Signaling mechanisms of egg activation
In a recent manuscript (PMID: 29183978) published in PNAS, Marc Kirschner and colleagues uncover characterize the changes in phosphorylation evoked by activation in the eggs of the African clawed frog, Xenopus leavis. Using mass spectrometry-based proteomics, this group demonstrates that egg activation results changes the phosphorylation state of several egg proteins, many of them with a half time of ~10 minutes.
One particularly intriguing finding is the convincing, albeit surprising, documentation that very few proteins change concentration with egg activation. Specifically, activation was accompanied by a reduction of the concentration of only 40 proteins (out of the more than 8,600 proteins quantified), and only 8 proteins increased in concentration. By contrast, 8,593 proteins had a stable concentration before and up to twenty minutes following egg activation.
Another intriguing finding to come out of this study are the proteins released within minutes of egg activation, presumably as part of the cotrical granule exocytosis.
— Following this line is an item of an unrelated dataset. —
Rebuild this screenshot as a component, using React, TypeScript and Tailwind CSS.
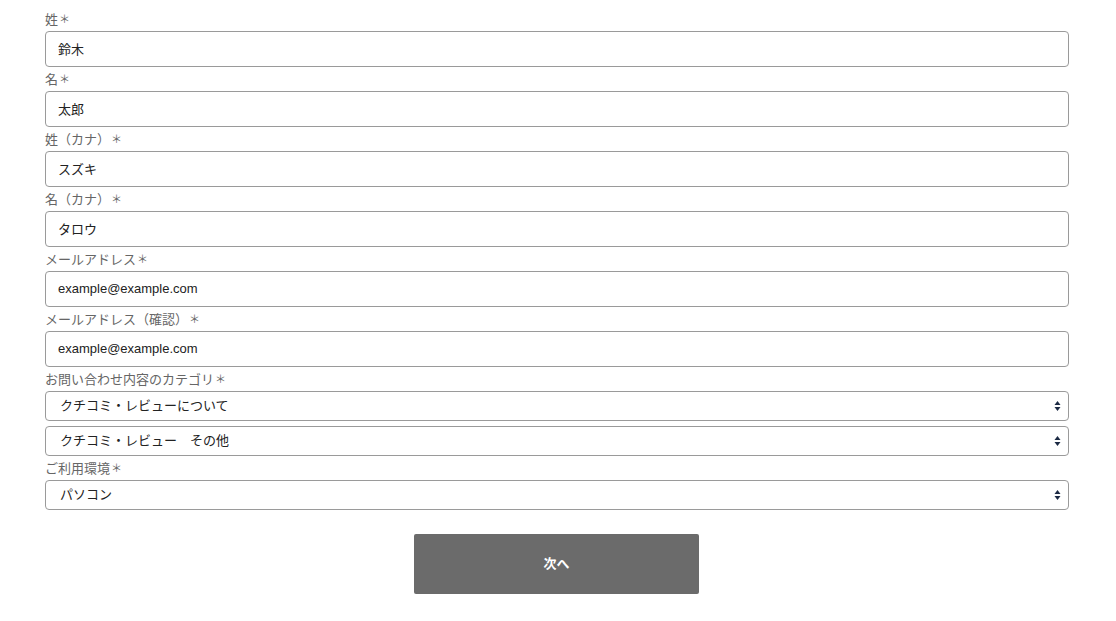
import React, { useState } from 'react';

const font = { fontFamily: '"Liberation Sans", Roboto, "Noto Sans CJK JP", sans-serif' };

function Label({ text }: { text: string }) {
  return (
    <div className="h-6 flex items-center pt-px text-[13px] text-[#666]">
      {text}
      <span className="text-[11px] ml-px">＊</span>
    </div>
  );
}

function TextField({ value }: { value: string }) {
  const [v, setV] = useState(value);
  return (
    <input
      value={v}
      onChange={e => setV(e.target.value)}
      className="block w-full h-9 border border-[#9a9a9a] rounded-[4px] px-3 pb-px text-[13px] text-[#222] outline-none"
    />
  );
}

function Arrows() {
  return (
    <svg className="absolute right-[8px] top-1/2 -translate-y-1/2 pointer-events-none" width="7" height="12" viewBox="0 0 7 12">
      <path d="M3.5 1 L6.5 5 L0.5 5 Z" fill="#1c2a44" />
      <path d="M3.5 11 L6.5 7 L0.5 7 Z" fill="#1c2a44" />
    </svg>
  );
}

function SelectField({ value, options }: { value: string; options: string[] }) {
  const [v, setV] = useState(value);
  return (
    <div className="relative">
      <select
        value={v}
        onChange={e => setV(e.target.value)}
        className="block w-full h-[30px] appearance-none border border-[#9a9a9a] rounded-[4px] pl-[14px] pr-6 text-[13px] text-[#222] bg-white outline-none"
      >
        {options.map(o => (
          <option key={o}>{o}</option>
        ))}
      </select>
      <Arrows />
    </div>
  );
}

export default function App() {
  return (
    <div className="bg-white min-h-screen" style={font}>
      <form className="ml-[45px] w-[1024px] pt-[7px]" onSubmit={e => e.preventDefault()}>
        <Label text="姓" />
        <TextField value="鈴木" />
        <Label text="名" />
        <TextField value="太郎" />
        <Label text="姓（カナ）" />
        <TextField value="スズキ" />
        <Label text="名（カナ）" />
        <TextField value="タロウ" />
        <Label text="メールアドレス" />
        <TextField value="example@example.com" />
        <Label text="メールアドレス（確認）" />
        <TextField value="example@example.com" />
        <Label text="お問い合わせ内容のカテゴリ" />
        <div className="flex flex-col gap-[5px]">
          <SelectField value="クチコミ・レビューについて" options={['クチコミ・レビューについて', '会員登録について', 'その他']} />
          <SelectField value="クチコミ・レビュー　その他" options={['クチコミ・レビュー　その他', 'クチコミ・レビュー　削除依頼']} />
        </div>
        <Label text="ご利用環境" />
        <SelectField value="パソコン" options={['パソコン', 'スマートフォン', 'タブレット']} />
        <div className="flex justify-center mt-6 pr-px">
          <button type="submit" className="w-[285px] h-[60px] bg-[#6b6b6b] text-white text-[13px] font-bold rounded-[2px]">
            次へ
          </button>
        </div>
      </form>
    </div>
  );
}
Various enzymes such as ovastacin and ovochymase were found to decrease in abundance in the egg, but were quantified in the collected from the media following egg activation. Surprisingly, protease inhibitors were also found to be released minutes after egg activation. Whereas the role that these protease inhibitors may play in fertilization, one potential role is to suppress ovastacin and ovochymase activity in the cortical granules.
Egg activation alters the phosphorylation status of many proteins, several of them playing predictable roles in the resumption of meiosis. Others were a bit more surprising. For example, approximately 25% of phosphate groups added with egg activation include the minimal consensus sequence for CaMKII. These data suggest a prominent role for this Ca2+-activated kinase with egg activation. Moreover, this kinase may play an important role in signaling of the slow block to polyspermy.
In sum, a careful examination of changes in the phosphoproteome during activation of X. laevis eggs has provided numerous insights into the proteins that signal the earliest stages of embryonic development.